For contracts with Abu Dhabi government entities or ADNOC ecosystem counterparties, the standard recommended clause is arbitrateAD + Abu Dhabi onshore seat + UAE law governing. For contracts with international energy, construction, or infrastructure counterparties, arbitrateAD + ADGM seat + English law is increasingly the market standard. The ADGM seat adds 3 months to the set-aside window (versus 30 days onshore) — in a commercially complex dispute, this extra time can be significant for reviewing and challenging an award.

Frequently asked questions

Can an arbitrateAD clause specify ICC or SIAC as a fallback institution?

Multi-institution optional clauses are technically valid under UAE law but create uncertainty and potential deadlock — if the parties cannot agree on which institution to use when a dispute arises, the clause is difficult to invoke. We advise against optional multi-institution clauses; specify one institution clearly.

Is there a difference between "arbitrateAD" and "ADCCAC" in a contract?

For new contracts: use "arbitrateAD." For existing contracts with "ADCCAC": Art 1.4 of the 2024 Rules preserves these clauses — new disputes are referred to arbitrateAD. For belt-and-suspenders, amend the clause to reference arbitrateAD at the next contract renewal.

Can the arbitrateAD clause specify ADGM Courts as supervisory court without the ADGM being the seat?

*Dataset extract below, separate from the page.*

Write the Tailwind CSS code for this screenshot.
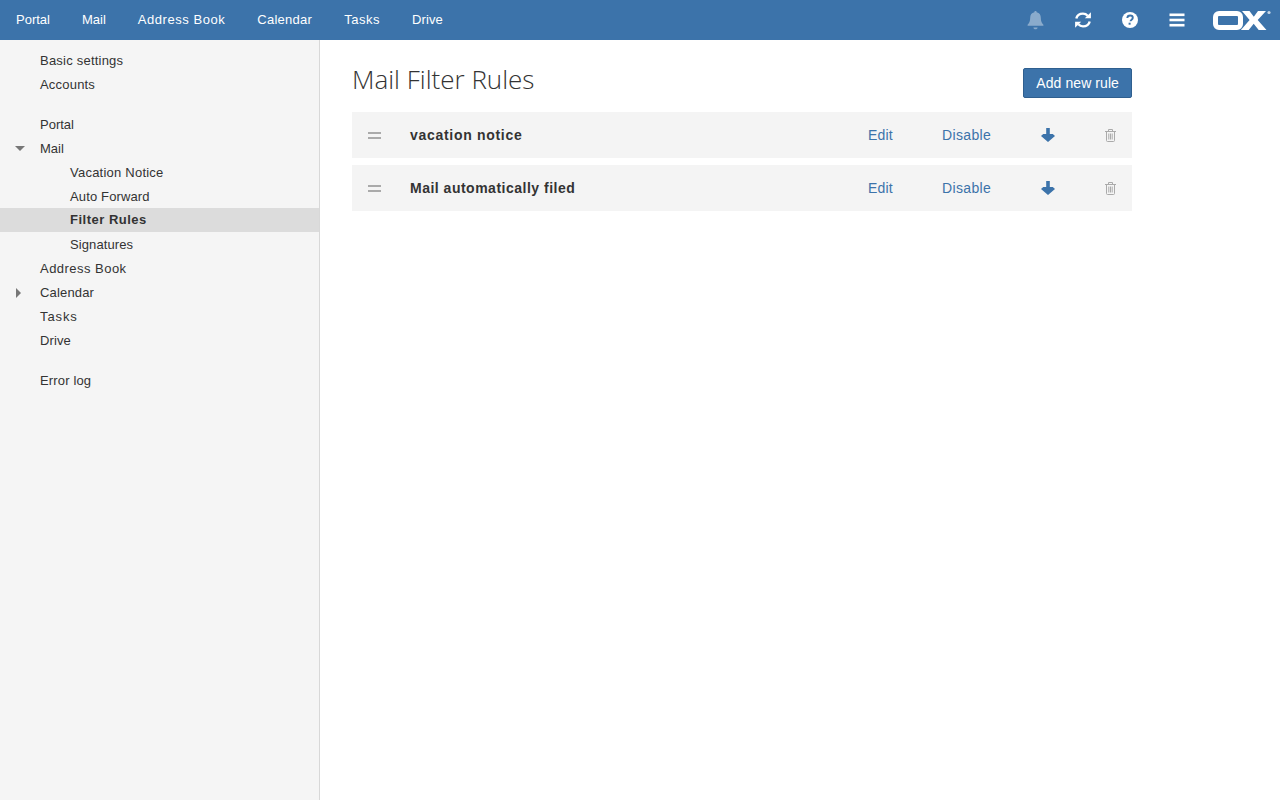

No — supervisory jurisdiction follows the seat automatically by operation of law, not by contractual designation. To get ADGM Court supervision, you must specify ADGM as the seat.

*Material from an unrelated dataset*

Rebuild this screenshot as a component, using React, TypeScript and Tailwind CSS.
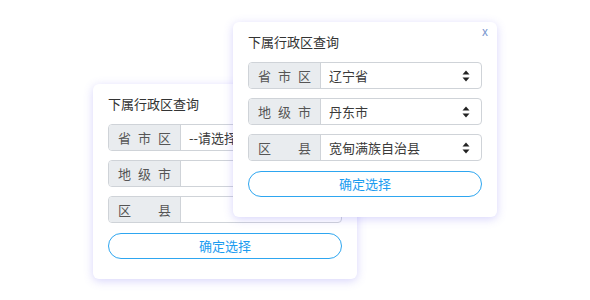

What languages does arbitrateAD support?

arbitrateAD supports Arabic and English. Bilingual proceedings (submissions and hearing in both languages) are possible. Arabic-only proceedings are standard for purely domestic Abu Dhabi disputes.

Does an arbitrateAD clause require any specific formalities under UAE law?

Yes — FDL 6/2018 Art 7 requires the arbitration agreement to be in writing (including email, fax, electronic exchange of documents). Oral arbitration agreements are not valid. The clause must cover a specific legal relationship — general blanket arbitration agreements for unspecified future disputes are not enforceable under UAE law.